(Web page code records)
※
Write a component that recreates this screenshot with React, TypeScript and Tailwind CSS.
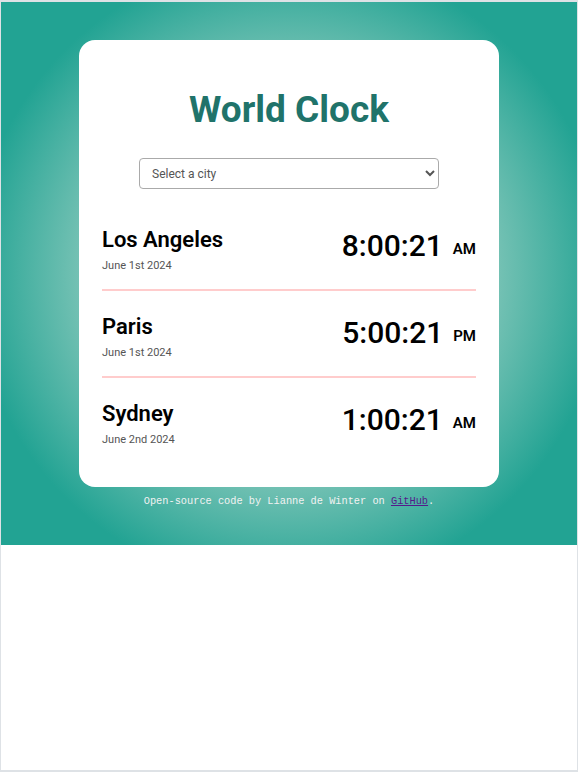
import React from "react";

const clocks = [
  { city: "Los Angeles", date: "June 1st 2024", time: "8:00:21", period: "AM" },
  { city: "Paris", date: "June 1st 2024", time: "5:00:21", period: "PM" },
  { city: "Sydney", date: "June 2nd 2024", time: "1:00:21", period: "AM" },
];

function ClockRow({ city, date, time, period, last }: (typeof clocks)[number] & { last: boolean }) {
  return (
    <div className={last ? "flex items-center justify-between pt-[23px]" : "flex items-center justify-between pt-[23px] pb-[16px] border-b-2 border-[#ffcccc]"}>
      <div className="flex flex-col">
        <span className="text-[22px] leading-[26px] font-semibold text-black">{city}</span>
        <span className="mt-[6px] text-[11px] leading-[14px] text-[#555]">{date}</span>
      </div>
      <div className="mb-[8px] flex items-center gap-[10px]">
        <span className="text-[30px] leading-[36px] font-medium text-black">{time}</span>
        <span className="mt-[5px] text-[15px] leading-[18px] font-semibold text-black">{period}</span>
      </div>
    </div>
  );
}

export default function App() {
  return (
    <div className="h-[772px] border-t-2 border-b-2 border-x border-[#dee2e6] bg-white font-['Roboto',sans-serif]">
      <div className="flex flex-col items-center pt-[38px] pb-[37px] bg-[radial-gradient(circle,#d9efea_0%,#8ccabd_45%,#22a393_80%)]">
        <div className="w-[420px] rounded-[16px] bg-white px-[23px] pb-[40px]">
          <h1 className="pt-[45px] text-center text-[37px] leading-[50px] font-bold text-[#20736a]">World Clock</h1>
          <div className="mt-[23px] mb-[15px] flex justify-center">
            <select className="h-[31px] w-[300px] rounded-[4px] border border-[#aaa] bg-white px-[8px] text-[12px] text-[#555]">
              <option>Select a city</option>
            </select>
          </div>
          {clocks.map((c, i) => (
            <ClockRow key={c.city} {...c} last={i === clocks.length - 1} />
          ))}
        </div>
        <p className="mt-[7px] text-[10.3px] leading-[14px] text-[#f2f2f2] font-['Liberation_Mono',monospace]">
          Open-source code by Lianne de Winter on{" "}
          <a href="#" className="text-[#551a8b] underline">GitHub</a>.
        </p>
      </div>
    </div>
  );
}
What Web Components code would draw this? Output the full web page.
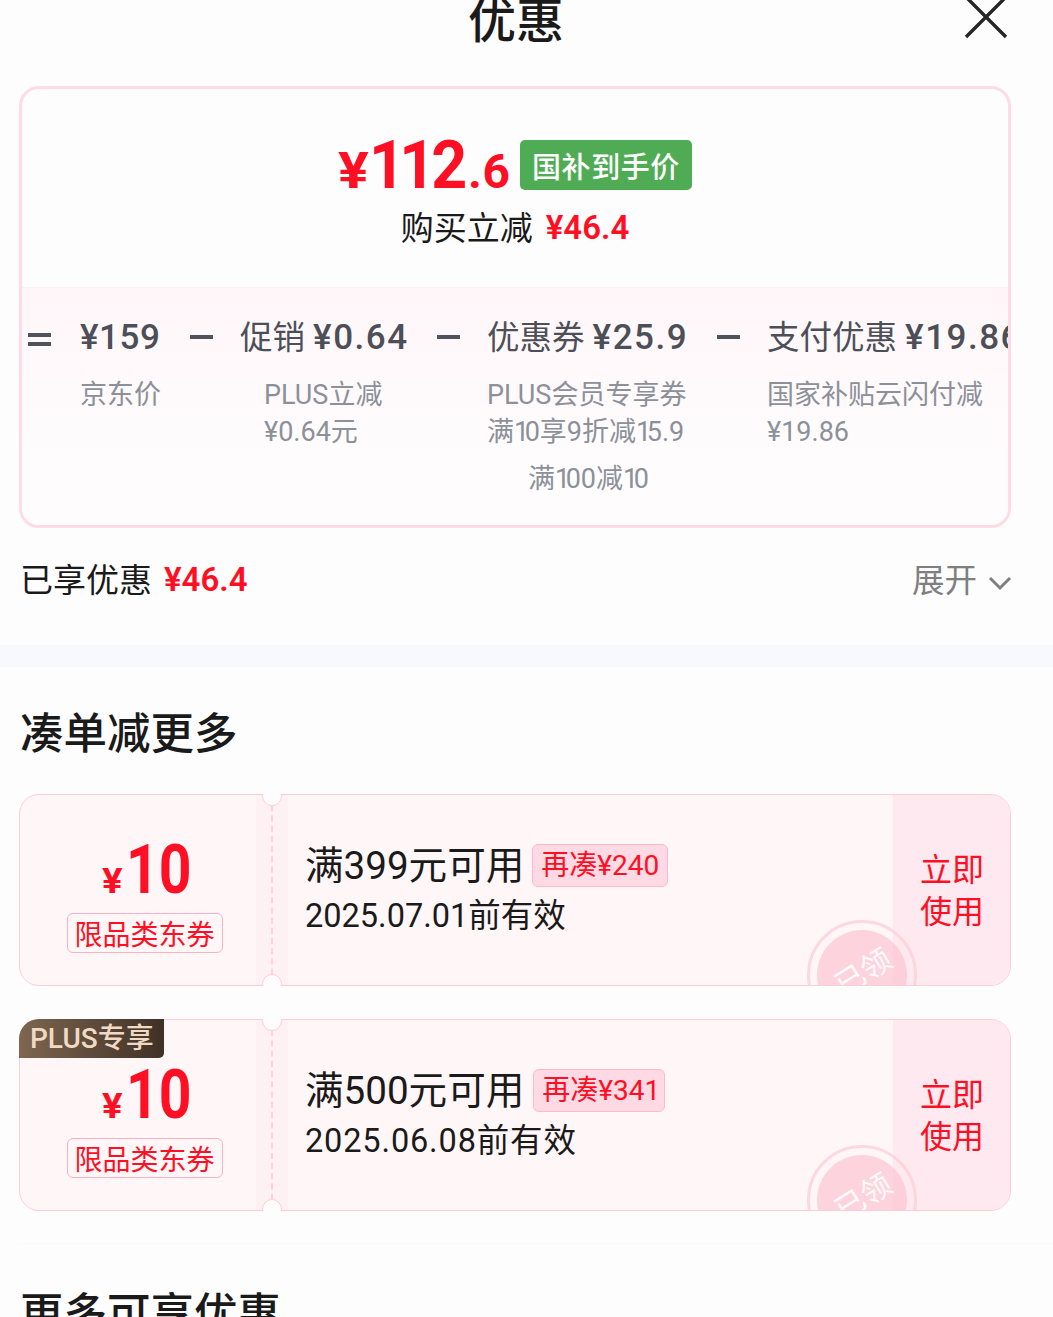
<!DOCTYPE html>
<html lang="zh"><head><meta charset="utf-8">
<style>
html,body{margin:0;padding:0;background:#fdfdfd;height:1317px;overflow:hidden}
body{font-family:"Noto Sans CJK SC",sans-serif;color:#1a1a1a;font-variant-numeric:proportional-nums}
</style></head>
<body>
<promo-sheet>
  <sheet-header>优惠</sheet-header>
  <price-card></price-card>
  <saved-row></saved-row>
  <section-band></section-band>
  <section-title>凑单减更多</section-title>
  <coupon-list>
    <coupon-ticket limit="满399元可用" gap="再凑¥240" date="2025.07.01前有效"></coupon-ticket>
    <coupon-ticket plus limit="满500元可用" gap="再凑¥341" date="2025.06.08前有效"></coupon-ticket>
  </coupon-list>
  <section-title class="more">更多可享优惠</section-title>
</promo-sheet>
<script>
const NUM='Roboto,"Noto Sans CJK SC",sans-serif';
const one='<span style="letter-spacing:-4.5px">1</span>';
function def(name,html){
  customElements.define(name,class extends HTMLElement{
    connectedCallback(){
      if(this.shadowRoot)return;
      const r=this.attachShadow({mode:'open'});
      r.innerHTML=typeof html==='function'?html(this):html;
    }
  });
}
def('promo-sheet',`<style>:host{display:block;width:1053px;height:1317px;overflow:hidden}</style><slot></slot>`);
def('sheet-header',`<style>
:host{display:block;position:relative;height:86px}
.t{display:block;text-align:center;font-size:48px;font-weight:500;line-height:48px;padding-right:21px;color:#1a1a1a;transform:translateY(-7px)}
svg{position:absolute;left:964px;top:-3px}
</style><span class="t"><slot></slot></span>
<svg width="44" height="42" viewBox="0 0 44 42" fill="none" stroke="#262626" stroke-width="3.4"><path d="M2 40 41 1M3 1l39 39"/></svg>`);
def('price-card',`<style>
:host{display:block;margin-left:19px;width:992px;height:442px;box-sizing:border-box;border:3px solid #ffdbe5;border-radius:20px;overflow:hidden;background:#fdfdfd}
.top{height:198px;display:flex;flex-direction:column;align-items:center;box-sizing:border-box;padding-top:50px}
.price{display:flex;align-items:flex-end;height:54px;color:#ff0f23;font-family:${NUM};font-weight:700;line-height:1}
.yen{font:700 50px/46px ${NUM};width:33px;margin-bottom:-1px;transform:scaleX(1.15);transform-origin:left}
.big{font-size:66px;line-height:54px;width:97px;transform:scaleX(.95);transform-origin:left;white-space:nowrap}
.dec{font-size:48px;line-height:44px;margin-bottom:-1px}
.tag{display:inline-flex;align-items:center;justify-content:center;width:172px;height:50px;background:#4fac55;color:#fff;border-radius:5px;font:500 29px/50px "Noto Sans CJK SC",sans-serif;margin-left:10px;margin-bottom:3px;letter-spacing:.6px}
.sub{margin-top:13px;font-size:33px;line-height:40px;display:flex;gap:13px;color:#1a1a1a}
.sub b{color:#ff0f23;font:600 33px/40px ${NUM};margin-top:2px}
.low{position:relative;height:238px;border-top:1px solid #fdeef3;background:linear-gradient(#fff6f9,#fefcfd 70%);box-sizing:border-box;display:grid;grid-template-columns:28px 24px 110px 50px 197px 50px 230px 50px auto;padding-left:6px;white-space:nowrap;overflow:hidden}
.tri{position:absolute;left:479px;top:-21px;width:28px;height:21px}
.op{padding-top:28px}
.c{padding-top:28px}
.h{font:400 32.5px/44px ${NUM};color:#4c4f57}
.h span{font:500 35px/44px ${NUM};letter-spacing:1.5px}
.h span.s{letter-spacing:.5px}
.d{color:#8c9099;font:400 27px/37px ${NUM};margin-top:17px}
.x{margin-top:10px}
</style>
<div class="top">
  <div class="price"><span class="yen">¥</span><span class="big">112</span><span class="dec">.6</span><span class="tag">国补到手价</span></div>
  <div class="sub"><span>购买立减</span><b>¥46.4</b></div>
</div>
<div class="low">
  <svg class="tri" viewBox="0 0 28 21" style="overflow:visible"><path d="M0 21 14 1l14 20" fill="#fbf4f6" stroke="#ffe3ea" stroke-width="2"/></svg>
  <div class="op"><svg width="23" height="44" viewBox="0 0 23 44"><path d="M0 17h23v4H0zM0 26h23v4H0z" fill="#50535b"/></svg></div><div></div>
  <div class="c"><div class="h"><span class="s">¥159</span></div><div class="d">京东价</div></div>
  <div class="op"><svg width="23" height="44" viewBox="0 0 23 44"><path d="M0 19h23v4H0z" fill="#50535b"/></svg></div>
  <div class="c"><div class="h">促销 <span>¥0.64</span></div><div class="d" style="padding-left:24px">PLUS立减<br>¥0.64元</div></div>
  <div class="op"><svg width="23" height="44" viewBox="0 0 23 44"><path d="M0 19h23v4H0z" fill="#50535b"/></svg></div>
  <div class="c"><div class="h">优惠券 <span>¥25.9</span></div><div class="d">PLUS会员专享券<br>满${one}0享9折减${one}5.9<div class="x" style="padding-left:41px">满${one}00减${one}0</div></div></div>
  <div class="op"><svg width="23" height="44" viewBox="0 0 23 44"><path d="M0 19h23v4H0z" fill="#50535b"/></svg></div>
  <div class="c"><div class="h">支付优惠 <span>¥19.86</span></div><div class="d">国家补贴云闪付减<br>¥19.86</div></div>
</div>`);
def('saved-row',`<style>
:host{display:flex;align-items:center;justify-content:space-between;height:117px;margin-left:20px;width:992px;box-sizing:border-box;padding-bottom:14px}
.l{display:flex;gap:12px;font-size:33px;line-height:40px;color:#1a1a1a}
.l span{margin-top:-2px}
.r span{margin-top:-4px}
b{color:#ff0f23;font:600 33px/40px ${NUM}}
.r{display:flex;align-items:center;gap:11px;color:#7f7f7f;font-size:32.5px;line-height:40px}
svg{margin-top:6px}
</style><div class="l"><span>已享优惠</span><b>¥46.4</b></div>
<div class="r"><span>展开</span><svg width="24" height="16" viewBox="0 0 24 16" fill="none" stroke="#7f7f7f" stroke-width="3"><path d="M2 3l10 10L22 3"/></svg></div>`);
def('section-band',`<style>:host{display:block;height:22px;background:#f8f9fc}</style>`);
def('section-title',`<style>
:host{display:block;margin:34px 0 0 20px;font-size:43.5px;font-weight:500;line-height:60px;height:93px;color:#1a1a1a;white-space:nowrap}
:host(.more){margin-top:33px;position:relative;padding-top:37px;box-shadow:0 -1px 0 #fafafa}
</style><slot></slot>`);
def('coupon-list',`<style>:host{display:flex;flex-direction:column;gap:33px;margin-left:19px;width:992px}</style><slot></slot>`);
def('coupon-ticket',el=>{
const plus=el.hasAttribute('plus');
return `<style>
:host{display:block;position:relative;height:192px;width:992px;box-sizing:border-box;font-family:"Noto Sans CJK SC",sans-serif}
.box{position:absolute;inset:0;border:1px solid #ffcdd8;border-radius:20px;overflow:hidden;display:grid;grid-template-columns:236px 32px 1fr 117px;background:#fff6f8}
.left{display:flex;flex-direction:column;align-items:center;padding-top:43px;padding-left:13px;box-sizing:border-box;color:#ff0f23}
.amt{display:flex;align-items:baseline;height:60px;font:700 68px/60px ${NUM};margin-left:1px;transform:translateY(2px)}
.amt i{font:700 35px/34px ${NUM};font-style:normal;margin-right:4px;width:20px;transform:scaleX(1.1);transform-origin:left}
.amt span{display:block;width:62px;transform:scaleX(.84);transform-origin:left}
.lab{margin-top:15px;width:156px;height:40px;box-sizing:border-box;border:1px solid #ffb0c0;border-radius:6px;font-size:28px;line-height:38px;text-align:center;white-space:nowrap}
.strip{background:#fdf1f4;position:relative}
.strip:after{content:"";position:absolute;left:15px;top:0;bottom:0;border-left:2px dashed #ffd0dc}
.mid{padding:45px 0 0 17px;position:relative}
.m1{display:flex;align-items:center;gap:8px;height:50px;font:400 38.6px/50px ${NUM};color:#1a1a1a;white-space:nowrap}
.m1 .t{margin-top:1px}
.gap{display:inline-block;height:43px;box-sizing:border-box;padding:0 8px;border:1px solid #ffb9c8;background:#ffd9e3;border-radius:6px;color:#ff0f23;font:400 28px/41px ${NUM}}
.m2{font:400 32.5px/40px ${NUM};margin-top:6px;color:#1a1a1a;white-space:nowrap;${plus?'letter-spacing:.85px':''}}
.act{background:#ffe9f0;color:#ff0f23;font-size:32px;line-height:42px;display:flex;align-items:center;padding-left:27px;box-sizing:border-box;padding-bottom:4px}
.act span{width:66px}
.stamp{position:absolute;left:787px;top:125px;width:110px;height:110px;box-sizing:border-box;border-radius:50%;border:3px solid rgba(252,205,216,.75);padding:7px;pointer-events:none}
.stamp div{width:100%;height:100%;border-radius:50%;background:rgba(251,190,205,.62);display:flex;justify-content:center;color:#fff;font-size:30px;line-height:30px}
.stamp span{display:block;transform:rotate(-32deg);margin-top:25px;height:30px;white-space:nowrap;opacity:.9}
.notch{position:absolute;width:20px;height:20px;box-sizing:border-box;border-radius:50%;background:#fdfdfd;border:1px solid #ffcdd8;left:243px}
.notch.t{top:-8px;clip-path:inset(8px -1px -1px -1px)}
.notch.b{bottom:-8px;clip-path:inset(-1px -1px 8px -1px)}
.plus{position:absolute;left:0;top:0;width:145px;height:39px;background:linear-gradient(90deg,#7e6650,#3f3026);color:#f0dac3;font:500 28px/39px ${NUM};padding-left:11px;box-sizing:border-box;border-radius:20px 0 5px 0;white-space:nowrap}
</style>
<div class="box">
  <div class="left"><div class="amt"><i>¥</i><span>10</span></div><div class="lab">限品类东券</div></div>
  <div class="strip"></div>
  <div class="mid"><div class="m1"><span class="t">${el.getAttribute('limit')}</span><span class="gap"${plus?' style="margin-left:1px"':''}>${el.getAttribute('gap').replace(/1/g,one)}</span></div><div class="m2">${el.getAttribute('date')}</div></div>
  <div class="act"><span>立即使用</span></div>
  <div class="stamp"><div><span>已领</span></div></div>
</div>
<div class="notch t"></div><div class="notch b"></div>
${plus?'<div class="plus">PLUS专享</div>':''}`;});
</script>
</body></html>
※
AIM -
Begin at the first line of the data above and repeat each line exactly, stopping after the line containing "import React from". Omit the pictures.

RESPONSE -
Write a component that recreates this screenshot with React, TypeScript and Tailwind CSS.
import React from "react";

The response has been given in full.